Da parte sua, il governo promette di aumentare l’attenzione su un comparto così redditizio: «Bisogna sempre più comprendere la potenzialità legata ai prodotti italiani – ha detto ieri il ministro dell’Agricoltura e della sovranità alimentare, Francesco Lollobrigida, commentando il rapporto – i dati che sono stati diffusi fotografano una crescita del settore sul quale il Governo continua a investire. La qualità è al centro del nostro dibattito e lo facciamo attenzionando il contesto, ma anche incentivando l’esportazione e promuovendo le aziende del Paese all’estero».

Secondo l’analisi condotta dal Censis, nonostante la crisi e l’inflazione che non accenna a mostrare cedimenti, il 63,4% degli italiani continuerebbe a compiere scelte di acquisto alimentare che non badano al prezzo, ma solo alla qualità dei prodotti che vengono portati in tavola.
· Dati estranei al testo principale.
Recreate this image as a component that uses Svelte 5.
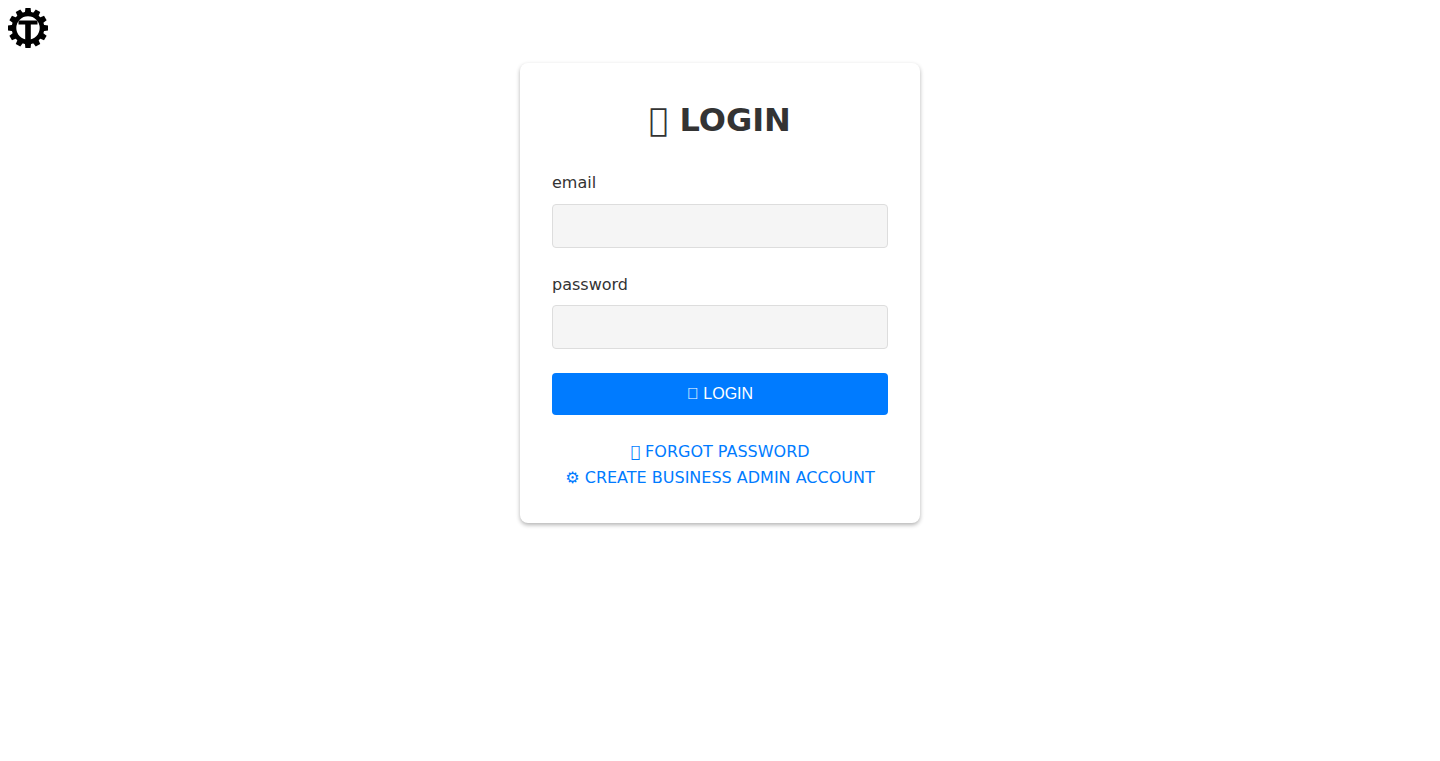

Eppure, quello dei rincari nel carrello resta un allarme sul tavolo del governo. Proprio ieri si è riunita per la prima volta la Commissione di allerta rapida, convocata dal ministro delle Imprese e del made in Italy Adolfo Urso dopo le contestazioni delle associazioni dei consumatori per i rincari del 17,5% della pasta in un anno. «Stiamo mettendo in campo tutte le misure possibili per evitare le possibili speculazioni, soprattutto per i prodotti di largo consumo i cui prezzi sono monitorati dal Mimit – ha detto ieri il ministro Urso in un messaggio inviato alla presentazione del rapporto Federalimentare-Censis – non vogliamo fare polemiche ma occorre essere trasparenti, a beneficio dei consumatori e a salvaguardia dell’elevata reputazione sociale che le aziende alimentari hanno conquistato nel tempo. Vogliamo sostenervi con misure in grado di rafforzare i vostri investimenti». Tra i provvedimenti ricordati da Urso ci sono anche i contratti di sviluppo, «che hanno assorbito il 25% delle risorse complessive dedicate allo strumento», il cui sportello per il settore «potrebbe essere riaperto entro luglio».

Oltre alla fotografia del comparto dal punto di vista industriale, il rapporto Federalimentare-Censis traccia anche l’identikit del consumatore italiano: il 42,1% a tavola si definisce un abitudinario, cioè mangia più o meno sempre lo stesso cibo, il 20,5% invece si considera un innovatore a cui piace sperimentare alimenti e gastronomie nuove; il 9,2% si dichiara un salutista, il 7% un appassionato di cucina, il 7,1% un vegetariano, il 4,3% un vegano e solo il 6,3% un “italianista”, cioè un consumatore che acquista sempre e solo prodotti italiani. Ma il 78,3% degli consumatori valuta molto positivamente che gli stabilimenti dell’industria alimentare siano localizzati in Italia, perché contribuiscono alla creazione di redditi e occupazione.